Let's say that thread 1 wants to call withdraw(10000) and thread 2 wants to call deposit(50000). One thing that could go wrong is that we could lose track of the $50 dollar deposit. If we look at the machine code:

	bool withdraw(long long int amt)	
	{			
 	  if(amt <= balance)	//movq balance, %rax; cmpq %rax, amt
  	{
    	  balance -= amt;	//subq amt, %rax; movq %rax, balance	
      		return 1;
    	}
    	else
     	 return 0;
  	}

The deposit thread can run after the withdraw thread moves its perceived value of balance into its register (movq balance, %rax). By the time it writes back the balance value from its register, it will have returned an outdated one that never saw a $50 dollar deposit! This sort of issue is often referred to as a race condition.

We could try to fix this by declaring balance as a volatile variable, but even this wont prevent the compiler from trying to cache it. Here's an idea:


[[if(amt <= balance)
    {
      balance -= amt;   movq balance %rax]]

Let's try to run this without colliding with another thread

One approach we could take would be to add a machine instruction for every action that want to do that might collide with some other thread (we'll call these actions critical sections). Another option would be to add 2 machine instructions, one to indicate the beginning of the critical senction and one to indicate the end of the critical section. Both can work and both have been used, but the 2nd approach seems more general, so we'll start with this.

Suppose we have these two instructions. Here are some potential problems that can occur while using this approach:

We could begin a critical section but never end it.
- We want to enforce a bounded wait condition on critical sections. This means that if a thread wants to enter a critical section, but it can't, then the amount of time it has to wait is bounded (e.g. by 1 ms).
We could forget to start the critical section entirely. In our earlier example, we actually forgot to put the brackets around the code that needed it(the deposit primitive more specifically).
- We must maintain mutual exclusion. That is, one thread should exclude other threads from accessing the shared resource when accessing the shared resource (in our case, the balance variable).
We could exit ]] a critical section when we're not inside of one (programming error).
Then there's this issue: [[ [[ ]] ]] . Can we nest critical sections? This issue is a bit iffy and debatable, so for now we'll assume it is not allowed.

Let's Play Plumber

Pipe() is usually a system call. These pipes we're making will live in user space (no kernel involvement). Once we have a our data structures and primitives defined for this pipe, we'll have threads operate on them and figure out where the critical sections are in our code.

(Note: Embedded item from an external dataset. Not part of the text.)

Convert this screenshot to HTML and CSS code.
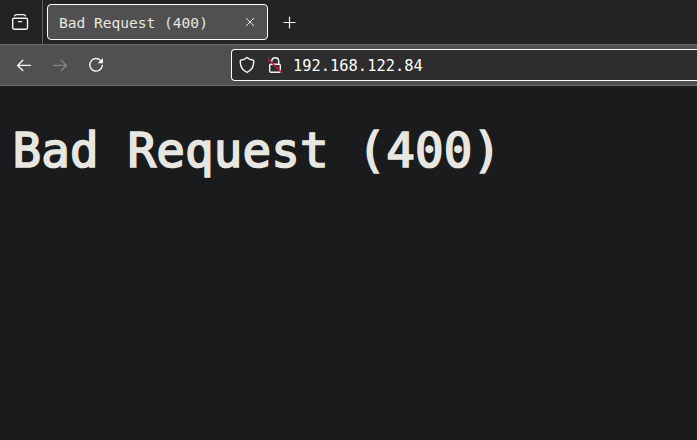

	enum {N = 1024}	//size of a pipe

	struct pipe {	//1 byte I/O
	  char buf[N];	//buffer
	  unintmax_t R, W;	//total number of reads and writes
	};

	void writec( struct pipe *p, char c)
	{
	  while(pipe_full(p)) continue;
	  p->buf[p->W++%N] = c;
	}

	char readc( struct pipe *p )
	{
	  while(pipe_empty(p) continue;
	  return p->buf[p->R++%N];
	}

	bool pipe_full(struct pipe* p)
	{
		return p->W - p->R == N;
	}

If we have threads operate on this as is. We could probably pinpoint a few bugs. One thing that could happen is that 2 writers may be trying to write to the last byte. Once one reader gets through the pipe_full loop, before he updates the W variable, the other read can also get past the pipe_full loop and write to the buffer, even though it should already be full.

To synchronize our code, we'll bookend critical sections using this datatype and these two primitives:

	typedef ... spinlock_t
	
	void lock (spinlock_t* l);
	void unlock (spinlock_t* l);

When we use these primitives to counter race conditions, we must follow a few rules:

Obey bounded wait condition. We write in the pattern:
- lock()
- small stuff
- unlock()
Can't lock something twice.
- lock() lock()
Can't unlock a resource in case you've already locked it.
- ... no lock done... unlock()

The general strategy is going to be:

look at a bunch of code.
identify a race condition.
fight it by inserting critical sections around the code to avoid race conditions.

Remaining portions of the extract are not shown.